A question about RNNs

A Problem about RNNs

I want to write here about a problem I became interested in after meeting Boris Hanin at the Simons Institute Foundations of Deep Learning program a few summers ago. I talked briefly with Boris about his work on the number of affine pieces of random neural networks.

Boris's work showed that the number of affine pieces in a vanilla feedforward ReLU network was limited. I began to wonder if this was true for RNNs as well. It seems like RNNs have recursive computation that makes their outputs more complicated. They can even compute very weird functions like the devil's staircase if the weights are set carefully. I ended up with the question: Is there some input data you can feed a ReLU RNN so that it has a chance of learning an infinite-affine-piece function?

Here is the conjecture I had, in formal language, and my thoughts:

Define a $k$-depth $w$-width 1-hidden-layer ReLU RNN, parametrized by the weight $W \in \mathbb{R}^{w \times w}$, to be the function $$ f_k(W, x) = (\text{ReLU} \circ W \circ \cdots \circ \text{ReLU} \circ W)(x)_1 $$ With $k$ applications of $W$. The subscript 1 denotes that the output of the network is the first component of the output layer vector.

Conjecture: There exists some finite data set $\{(X_i, y_i)\}_{i=1}^n$ such that, if $W$ is initialized with standard normal values, and the network is trained by gradient flow on the squared loss, then the expected number of affine pieces in the trained network is exponential in $k$.

Proof attempt (wrong). Consider the devil's staircase function. Note there is a choice of parameters $W^*$ so that $f_k$ computes the $k$th function in the devil's staircase iteration. Choose $n >> w^2$ datapoints $(x, y)$ that exist in the limiting DS function, not on any of its discontinuities. Consider the loss landscape in the vicinity of $W^*$. The landscape is smooth here - since we are not on a discontinuity the loss is a polynomial in the elements of $W$ - and the loss has a minimum at $W^*$. Furthermore, since there are more data points than parameters, presumably the losses associated with each of these data points mean all but a rank $w^2-1$ subspace intersecting $W^*$ has nonzero loss. We make sure that the data points are chosen such that the intersection of all of these subspaces is rank 0 on a sufficiently small neighborhood of $W^*$.

There are obviously a few holes in this proof. The rank $w^2-1$ zero loss subspaces for each datapoint are presumably curved, so these individual point losses are not convex, and I don't know if or how to show their sum is convex. Furthermore, some of the parameters may not affect the loss on any datapoint in the vicinity of $W^*$, since they may only control the widths of the steps rather than their height or slope, so the zero loss subspaces for all datapoints may intersect on a line. Trying to move the datapoints to the corners of the staircase function opens up a host of new problems, such as pathological behavior in the loss gradient.

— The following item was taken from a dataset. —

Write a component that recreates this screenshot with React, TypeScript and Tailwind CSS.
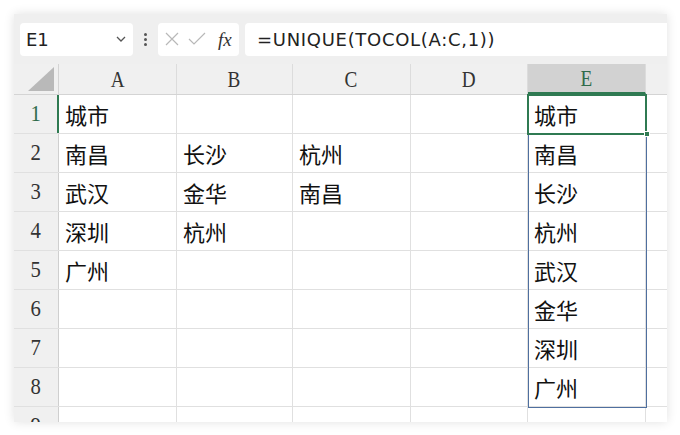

Does the devil's staircase work, or is a piecewise affine approximations of a quadratic function better? The function $x \mapsto x(1-x)$ has the representation [see Yarotsky's 2016 paper]. $$ \frac14 t_1(x) + \frac{1}{16} t_2(x) + \frac{1}{64} t_4(x) + \dots $$ where $t_i$ is the triangle wave with $i$ cycles on $[0,1]$.

When I was studying this problem two years ago, I remember thinking a good candidate function would be. $$ \frac14 t_1(x) + \frac{1}{32} t_2(x) + \frac{1}{128} t_4(x) + \dots $$ Because (I think) this would admit a $W$ with functional norm $< 1$, which was important somehow.

Anyway, I have stopped doing research on the theory of deep learning, so it is unlikely I will ever solve this problem. If you ever manage to prove this conjecture, or disprove it, I would be happy to hear about it!